As last week was National Teacher Appreciation Week, I began thinking about all the teachers who have truly influenced and inspired me and I hope that I am doing the same for all of my students.

Here is Scott Joplin’s story:

The Student Becomes the Teacher, a Scott Joplin Story

As a boy, Scott Joplin was very passionate about the piano. Though his family was not wealthy, they did everything they could to ensure he received a great musical education.

Young Scott had many teachers. His dad and mom were also musicians and taught him some, too. But, his favorite teacher was Julius Weiss.

Mr. Weiss was an immigrant from Germany and was known as a “professor of music” in Scott Joplin’s town. Though Mr. Weiss taught mostly wealthy students, he took an interest in Scott after hearing him play the piano at a young age. He taught Scott from age 11 until he was 16.

Prior to studying with Julius Weiss, most of Scott Joplin’s teachers only taught him the basics. Mr. Weiss introduced him to the music of the greatest musicians of the world and taught Scott Joplin about a wide variety of music. He played for him classical music, polka music, ballet, opera, and more.
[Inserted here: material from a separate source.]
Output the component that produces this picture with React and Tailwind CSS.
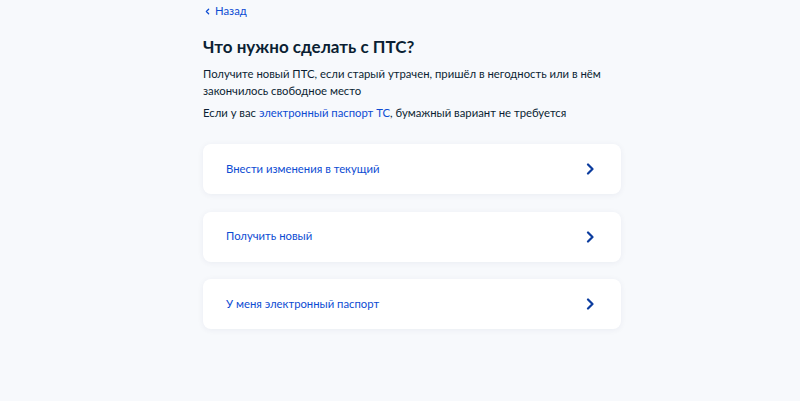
import { ChevronLeft } from 'lucide-react'

const OPTIONS = ['Внести изменения в текущий', 'Получить новый', 'У меня электронный паспорт']

function Arrow() {
  return (
    <svg width="8" height="12" viewBox="0 0 8 12" fill="none" className="text-[#0b3c9e]">
      <path d="M2 1.5L6.5 6L2 10.5" stroke="currentColor" strokeWidth="2.2" strokeLinecap="round" strokeLinejoin="round" />
    </svg>
  )
}

export default function App() {
  return (
    <div className="min-h-[401px] bg-[#f7f9fc] font-['Lato',sans-serif] text-[#0b1f33]">
      <div className="ml-[203px] w-[418px] pt-[3px]">
        {/* Back link */}
        <a href="#" className="flex h-[16px] items-center gap-[3px] text-[11.3px] text-[#0d4cd3]">
          <ChevronLeft className="h-[9px] w-[9px] stroke-[3.5]" />
          <span>Назад</span>
        </a>

        <h1 className="mt-[17px] text-[17px] font-bold leading-[22px]">Что нужно сделать с ПТС?</h1>

        <p className="mt-[6.5px] text-[11.3px] leading-[17px]">
          Получите новый ПТС, если старый утрачен, пришёл в негодность или в нём закончилось свободное место
        </p>
        <p className="mt-[5px] text-[11.3px] leading-[17px]">
          Если у вас <a href="#" className="text-[#0d4cd3]">электронный паспорт ТС</a>, бумажный вариант не требуется
        </p>

        {/* Options */}
        <div className="mt-[23.5px] flex flex-col gap-[17.5px]">
          {OPTIONS.map((label) => (
            <button
              key={label}
              className="flex h-[50px] items-center justify-between rounded-[8px] bg-white pl-[23px] pr-[27px] text-left text-[11.3px] text-[#0d4cd3] shadow-[0_1px_6px_rgba(10,40,90,0.06)]"
            >
              <span>{label}</span>
              <Arrow />
            </button>
          ))}
        </div>
      </div>
    </div>
  )
}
It is believed that Julius Weiss really helped Scott Joplin to have a true appreciation for music, both as a form of art and as entertainment. And, a lot of the styles of music Julius Weiss introduced to Scott Joplin are found in Joplin’s music.

Even after receiving fame as a composer, Scott Joplin never forgot Julius Weiss. He sent him many gifts and was continuously inspired both to learn more and to teach. Joplin began teaching at the age of 16 and became a student himself again over a decade later, studying advanced harmony and composition at a university.

There were two students in particular that Scott Joplin was very fond of. Arthur Marshall was the son of a family that Joplin lived with for a time and Scott Hayden was a classmate of Marshall’s. Joplin not only taught both of these boys, but collaborated with them on several published works and helped the kick off their careers as ragtime musicians.

Scott Joplin and his students were like family. They were so close, they even lived all together in Joplin’s house with their wives and children for a few years.

The value that Scott Joplin put on education played a huge role in his life and in his compositions. Ragtime music simply would not have been the same if Scott Joplin had not bothered to learn from his teachers or become a teacher himself.

Song of the Day

“Maple Leaf Rag”

This is Scott Joplin’s first published work and the most successful of his lifetime. This piece alone gave Joplin a steady income for his entire life.

It is believed to be written about one of the first clubs he performed his music in or, perhaps, the town where the club was located.